Now we have said repeatedly we could see them just about reach 3% if they were lucky and were never convinced it could eradicate the debt.

Having said that, the jobs picture was looking good, GDP was well above 3% the US dollar was strong, and the Stock markets were rising, albeit too fast. So, this looked like a possibility or was certainly worth aiming for.

Then we began to see a number of “conflicting currents” to use Powell’s words. Trump’s trade conflict with China in particular was harming US industry short term, China and Western Europe have been announcing and warning of lower growth figures, the US Government shut down will reduce US first quarter GDP which would be sustained if there is another announced in a couple of weeks and corporate earnings, whilst variable, have had a few notable disappointments.

In addition, car sales have been poor and geopolitical tensions once thought resolved are slowly resurrecting e.g. North Korea, ISIS and Syria.

So all in all, one can see why the FED has changed its view with regards to Interest rates and balance sheet run off. In fairness, the FED has said all along, that whilst the equivalence of quantitative tightening was its aim, it would always be data dependent and we believe its current actions are indeed adhering to this policy. For some of the talking heads to condemn the FED for changing its direction or at least stalling its momentum, is very unfair as those same talking heads were criticising it for maintaining its previous position – they seem to want it all ways. Let’s once again not forget, the FED’s aim is to obtain maximum sustainable employment and achieve stable prices and whilst we can all debate the true rate of inflation, we can certainly accept we are not witnessing the levels of hyperinflation experienced in Argentina and most certainly unlike that experienced in  Venezuela.

So frankly, whilst we must all accept that policy makers cannot answer every hypothetical situation or give away all of its secrets, we, having listened to his comments and answering questions and reading accompanying literature actually believe that the FED is being as transparent as it practically can.

Its going to be accommodative in so far as the data suggests. Powell has also left wriggle room to raise rates or increase his balance sheet run off should the economic data be surprisingly more positive than envisaged, though we can all hear quite clearly that certainly for a number of months ahead we are more likely to see more of an accommodative stance as opposed to a tightening one.

Shortly after the announcement and comments, we saw a dramatic rise in Stock markets with the Dow closing eventually up 434 points at 25,014 the Nasdaq up 154 points at 7,183 and the S&P 500 up 41 points at 2,681. Asian markets have generally opened and closed in positive territory and European markets are mixed but with no substantial moves in either direction.

At the time of writing, the dollar index is down o 95.29 but is still a little stronger than we thought it may have fallen to.

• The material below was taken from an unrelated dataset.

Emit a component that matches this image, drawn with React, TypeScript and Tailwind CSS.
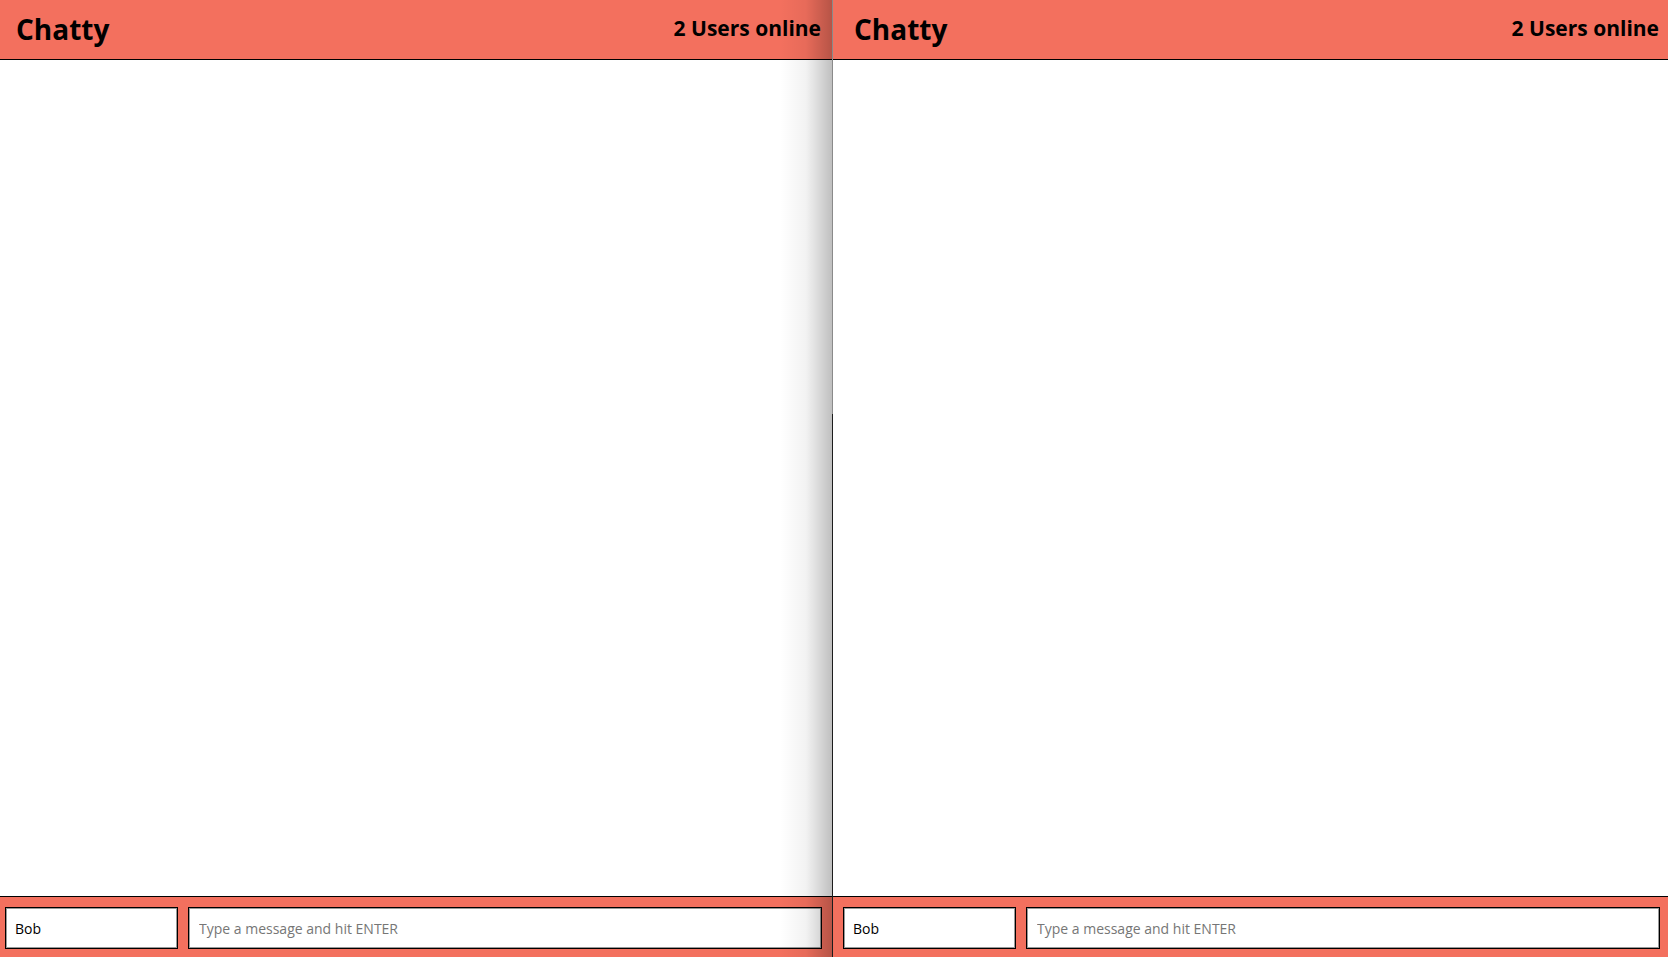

Gold is currently standing very close to our prediction at $1,323 and silver has surpassed the psychologically important $16 level again as we said it would and is standing at $16.11.

The markets are currently digesting the news and crunching the numbers. Gold and silver are on a positive trajectory, and technical analysts quote that a move above $1328 will rapidly move gold up to $1337 (June 14th top) and silver markets now having surpassed $16 could indeed have a relatively clear run up to or near the $16.50 level though this may take a few days.

That said, there is some caution to be expressed. Namely China and the US are completing their 2 day trade negotiations today and if the news is positive, we may see the dollar strengthen and a reversal in gold and silver prices. Equally if there is no news then the opposite may indeed occur. We must also not forget that other currencies too are in somewhat difficult, sterling over Brexit and the Euro over trade outlook and therefore relatively speaking these too could have an impact on the dollar index as it represents a basket of these currencies in relative terms.

So, what is our prognosis for February. Well we are finalising our analysis, but currently in Euro, Sterling and Dollar terms both gold and silver look as if they have quite a positive outlook, certainly over the next 2 weeks. We must not forget of course they have already received quite a good run so far, however any sign of further bad economic news will tend to cause their price to increase further.

We have also spoken with a number of Investment banks and whilst they are regarding yesterday’s FED statement in a positive light and markets have responded accordingly, they are apprehensive about the trade talks, Trump’s continuing shut down threats, and even more importantly more poor economic earnings figures coming from major companies and today’s announcement that Italy is now formally in recession. Many are holding their breath to see if stock markets can hold this gain or will reverse gear in coming days and continue its descent further.